In computing net rental income and net income from self-employment,
no depreciation deduction shall be allowed for the exhaustion, wear
and tear of real or personal property held for the production of income.
[Amended 2-12-1990; 3-11-1991]
B. Unless the title of the property shall have been vested
in the owner or one of the owners of the property for at least 24
consecutive months prior to the date of making application for exemption;
provided, however, that in the event of the death of either a husband
or wife in whose name title of the property shall have been vested
at the time of death and then becomes vested solely in the survivor
by virtue of devise by or descent from the deceased husband or wife,
the time of ownership of the property by the deceased husband or wife
shall be deemed also a time of ownership by the survivor, and such
ownership shall be deemed continuous for the purposes of computing
such period of 24 consecutive months. In the event of a transfer by
either a husband or wife to the other spouse of all or part of the
title to the property, the time of ownership of the property by the
transferor spouse shall be deemed also a time of ownership by the
transferee spouse, and such ownership shall be deemed continuous for
the purposes of computing such period of 24 consecutive months. Where
property of the owner or owners has been acquired to replace property
formerly owned by such owner or owners and taken by eminent domain
or other involuntary proceeding, except a tax sale, the period of
ownership of the former property shall be combined with the period
of ownership of the property for which application is made for exemption,
and such periods of ownership shall be deemed to be consecutive for
purposes of this section. Where a residence is sold and replaced with
another within one year and both residences are within the state,
the period of ownership of both properties shall be deemed consecutive
for purposes of the exemption from taxation.
C. Unless the property is used exclusively for residential
purposes; provided, however, that in the event that any portion of
such property is not so used exclusively for residential purposes
but is used for other purposes, such portion shall be subject to taxation,
and the remaining portion only shall be entitled to the exemption
provided by this section.
D. Unless the real property is the legal residence of
and is occupied in whole or in part by the owner or by all of the
owners of the property, provided that an owner who is absent while
receiving health-related care as an inpatient of a residential health-care
facility, as defined in § 2801 of the Public Health Law,
shall be deemed to remain a legal resident and an occupant of the
property while so confined, and income accruing to that person shall
be income only to the extent that it exceeds the amount paid by such
owner, spouse or co-owner for care in the facility; and provided,
further, that during such confinement such property is not occupied
by other than the spouse or co-owner of such owner.
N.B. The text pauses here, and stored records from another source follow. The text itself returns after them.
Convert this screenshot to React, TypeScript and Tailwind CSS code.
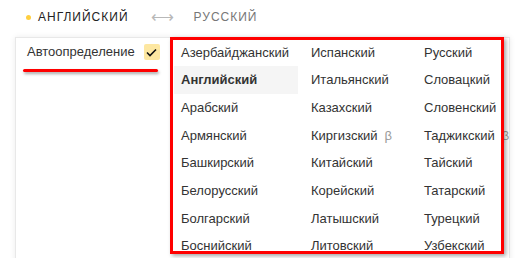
const cols: { name: string; bold?: boolean; beta?: boolean }[][] = [
  [
    { name: "Азербайджанский" },
    { name: "Английский", bold: true },
    { name: "Арабский" },
    { name: "Армянский" },
    { name: "Башкирский" },
    { name: "Белорусский" },
    { name: "Болгарский" },
    { name: "Боснийский" },
  ],
  [
    { name: "Испанский" },
    { name: "Итальянский" },
    { name: "Казахский" },
    { name: "Киргизский", beta: true },
    { name: "Китайский" },
    { name: "Корейский" },
    { name: "Латышский" },
    { name: "Литовский" },
  ],
  [
    { name: "Русский" },
    { name: "Словацкий" },
    { name: "Словенский" },
    { name: "Таджикский", beta: true },
    { name: "Тайский" },
    { name: "Татарский" },
    { name: "Турецкий" },
    { name: "Узбекский" },
  ],
];

function Column({ items, width }: { items: typeof cols[0]; width: string }) {
  return (
    <div className={`flex flex-col shrink-0 ${width}`}>
      {items.map((it) => (
        <div
          key={it.name}
          className={`h-[27.7px] shrink-0 flex items-center pl-[7px] whitespace-nowrap ${
            it.bold ? "font-bold bg-[#f5f5f5] mr-[6px]" : ""
          }`}
        >
          {it.name}
          {it.beta && <span className="ml-[7px] text-[#9a9a9a]">β</span>}
        </div>
      ))}
    </div>
  );
}

export default function App() {
  return (
    <div className="w-[519px] h-[258px] overflow-hidden bg-white font-['Liberation_Sans',Arial,sans-serif] text-[13px] text-[#333]">
      <div className="h-[37px] flex items-center pl-[26px] pb-[3px] text-[12px] tracking-[1px]">
        <span className="w-[5px] h-[5px] rounded-full bg-[#ffcf40] mr-[7px]" />
        <span className="text-[#222]">АНГЛИЙСКИЙ</span>
        <span className="ml-[22px] mr-[20px] text-[#b8b8b8] text-[16px] tracking-normal">⟷</span>
        <span className="text-[#777]">РУССКИЙ</span>
      </div>
      <div className="ml-[15px] w-[495px] h-[240px] border border-[#e8e8e8] shadow-[0_0_6px_rgba(0,0,0,0.08)] flex">
        <div className="relative w-[154px] shrink-0 pl-[11px] pt-[6px]">
          <div className="flex items-center h-[16px]">
            <span className="text-[#333]">Автоопределение</span>
            <span className="ml-[9px] w-[16px] h-[16px] rounded-[2px] bg-[#fde7a1] flex items-center justify-center">
              <svg width="11" height="9" viewBox="0 0 11 9">
                <path d="M1 4.5 L4 7.5 L10 1.5" fill="none" stroke="#111" strokeWidth="1.6" />
              </svg>
            </span>
          </div>
          <div className="absolute left-[7px] top-[31px] w-[135px] h-[3px] bg-[#ff0000] rounded-full shadow-[1px_2px_3px_rgba(0,0,0,0.35)]" />
        </div>
        <div className="relative flex-1 min-w-0">
          <div className="h-[214px] overflow-hidden flex pl-[4px] pt-[0.5px]">
            <Column items={cols[0]} width="w-[130px]" />
            <Column items={cols[1]} width="w-[113px]" />
            <Column items={cols[2]} width="w-[90px]" />
          </div>
          <div className="absolute left-0 top-[-1px] w-[334px] h-[217px] border-[3px] border-[#ff0000] shadow-[2px_2px_4px_rgba(0,0,0,0.35)]" />
        </div>
      </div>
    </div>
  );
}
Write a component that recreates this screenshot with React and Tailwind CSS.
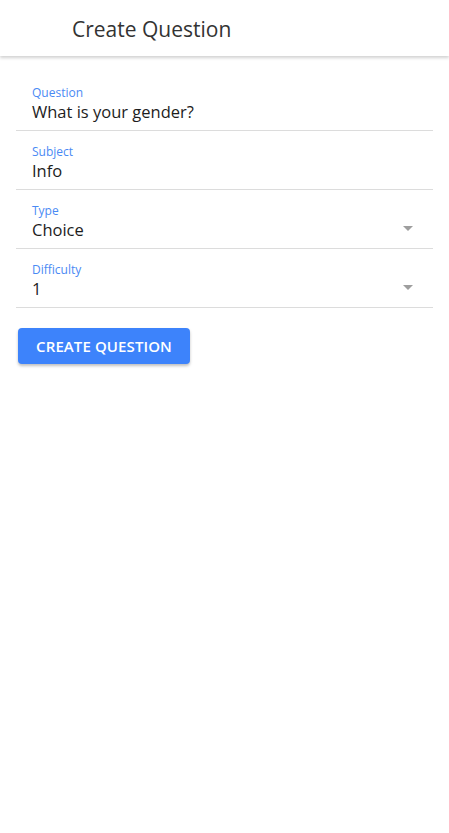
import { useState } from 'react'

const font = { fontFamily: '"Open Sans", "Noto Sans", sans-serif' }

function Field({ label, value, select }) {
  return (
    <div className="relative h-[59px] border-b border-[#dcdcdc] pt-[13px] pl-4">
      <div className="text-[12px] leading-[16px] text-[#4a8af4]">{label}</div>
      <div className="text-[16.5px] leading-[22px] text-[#1d1d1d]">{value}</div>
      {select && (
        <svg className="absolute right-[20px] top-[36px] w-[10px] h-[5px]" viewBox="0 0 10 5">
          <path d="M0 0h10L5 5z" fill="#9e9e9e" />
        </svg>
      )}
    </div>
  )
}

export default function App() {
  const [fields] = useState([
    { label: 'Question', value: 'What is your gender?' },
    { label: 'Subject', value: 'Info' },
    { label: 'Type', value: 'Choice', select: true },
    { label: 'Difficulty', value: '1', select: true },
  ])

  return (
    <div className="min-h-screen bg-white" style={font}>
      {/* App bar */}
      <header className="h-[56px] flex items-center pl-[72px] bg-white shadow-[0_2px_3px_rgba(0,0,0,0.18)]">
        <h1 className="text-[21px] leading-[28px] pt-[2px] text-[#333]">Create Question</h1>
      </header>

      <div className="px-4 pt-[16px]">
        {fields.map((f) => (
          <Field key={f.label} {...f} />
        ))}

        <button className="mt-[20px] ml-[2px] h-[36px] w-[172px] rounded-[4px] bg-[#3d83fb] text-white text-[15px] font-semibold uppercase tracking-[0.1px] shadow-[0_2px_3px_rgba(0,0,0,0.25)]">
          Create Question
        </button>
      </div>
    </div>
  )
}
Application for such exemption must be made
by the owner or all of the owners of the property, on forms prescribed
by the State Board, to be furnished by the appropriate assessing authority,
and shall furnish the information and be executed in the manner required
or prescribed in such forms and shall be filed in such Assessor's
office on or before the appropriate taxable status date.
At least 60 days prior to the appropriate taxable
status date, the assessing authority shall mail to each person who
was granted exemption pursuant to this article on the latest complete
assessment role an application form and a notice that such application
must be filed on or before the taxable status date and be approved
in order for the exemption to be granted. Failure to mail any such
application form and notice or the failure of such person to receive
the same shall not prevent levy, collection and enforcement of the
payment of the taxes on property owned by such person.
Any conviction of having made any willful false
statement in the application for exemption shall be punishable by
a fine of not more than $100 and shall disqualify the applicant or
applicants from further exemption for a period of five years.